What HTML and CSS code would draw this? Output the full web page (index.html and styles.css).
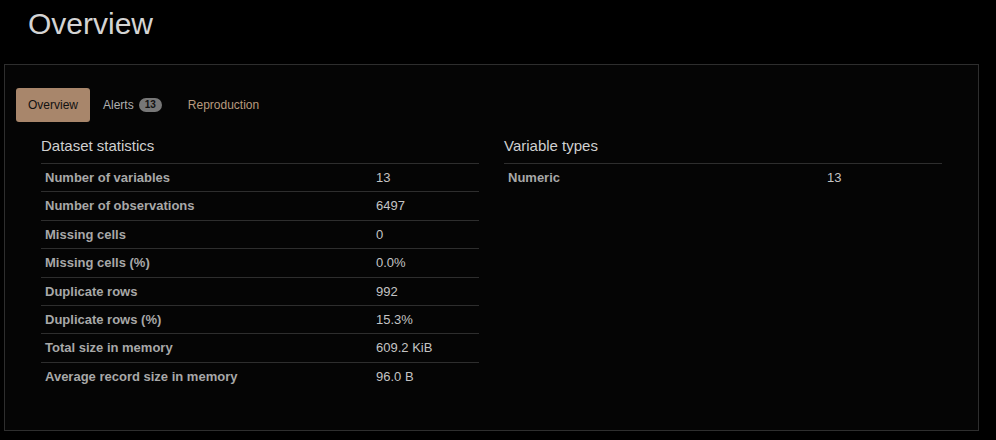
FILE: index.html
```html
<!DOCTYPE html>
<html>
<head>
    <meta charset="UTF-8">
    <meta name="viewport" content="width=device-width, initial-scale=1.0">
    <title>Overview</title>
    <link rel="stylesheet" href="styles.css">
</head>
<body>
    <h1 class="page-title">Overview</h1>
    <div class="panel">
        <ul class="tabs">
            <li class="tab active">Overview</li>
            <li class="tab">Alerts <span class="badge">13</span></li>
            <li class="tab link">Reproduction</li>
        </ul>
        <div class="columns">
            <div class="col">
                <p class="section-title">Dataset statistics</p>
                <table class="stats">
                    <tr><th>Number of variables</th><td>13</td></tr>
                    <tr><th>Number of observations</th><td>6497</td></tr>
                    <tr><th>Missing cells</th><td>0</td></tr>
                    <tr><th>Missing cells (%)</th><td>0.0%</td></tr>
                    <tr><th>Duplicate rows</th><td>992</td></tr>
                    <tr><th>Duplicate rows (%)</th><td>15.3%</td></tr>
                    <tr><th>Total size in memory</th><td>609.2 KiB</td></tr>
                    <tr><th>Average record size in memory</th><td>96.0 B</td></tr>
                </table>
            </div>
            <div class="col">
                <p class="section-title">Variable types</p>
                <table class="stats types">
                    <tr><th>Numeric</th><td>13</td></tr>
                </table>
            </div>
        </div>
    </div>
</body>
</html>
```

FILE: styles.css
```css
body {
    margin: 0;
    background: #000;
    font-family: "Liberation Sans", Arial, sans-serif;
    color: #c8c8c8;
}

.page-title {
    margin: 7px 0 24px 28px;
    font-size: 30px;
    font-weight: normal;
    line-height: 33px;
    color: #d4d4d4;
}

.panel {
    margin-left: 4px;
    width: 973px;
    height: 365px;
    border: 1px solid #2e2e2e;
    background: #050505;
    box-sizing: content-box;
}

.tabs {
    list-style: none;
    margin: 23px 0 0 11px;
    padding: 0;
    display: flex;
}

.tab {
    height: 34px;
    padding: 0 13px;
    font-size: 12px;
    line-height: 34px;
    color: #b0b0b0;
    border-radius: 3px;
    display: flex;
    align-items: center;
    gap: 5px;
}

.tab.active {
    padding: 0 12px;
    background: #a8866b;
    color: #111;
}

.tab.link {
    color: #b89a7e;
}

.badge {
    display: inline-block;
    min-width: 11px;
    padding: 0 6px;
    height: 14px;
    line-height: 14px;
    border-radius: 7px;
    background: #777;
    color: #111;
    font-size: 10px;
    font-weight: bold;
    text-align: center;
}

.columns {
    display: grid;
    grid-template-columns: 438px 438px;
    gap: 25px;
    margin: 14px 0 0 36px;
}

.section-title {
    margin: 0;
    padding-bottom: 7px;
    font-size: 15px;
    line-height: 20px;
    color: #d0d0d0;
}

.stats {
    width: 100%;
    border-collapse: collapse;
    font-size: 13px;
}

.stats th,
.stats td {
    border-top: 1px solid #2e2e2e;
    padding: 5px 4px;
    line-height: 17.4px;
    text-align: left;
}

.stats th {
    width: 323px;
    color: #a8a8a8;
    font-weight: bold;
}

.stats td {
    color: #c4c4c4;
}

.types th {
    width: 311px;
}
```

--------------------------------------------------

Copy each line of the listing that contains the string "page".

= Exercise result =
What HTML and CSS code would draw this? Output the full web page (index.html and styles.css).
    <h1 class="page-title">Overview</h1>
.page-title {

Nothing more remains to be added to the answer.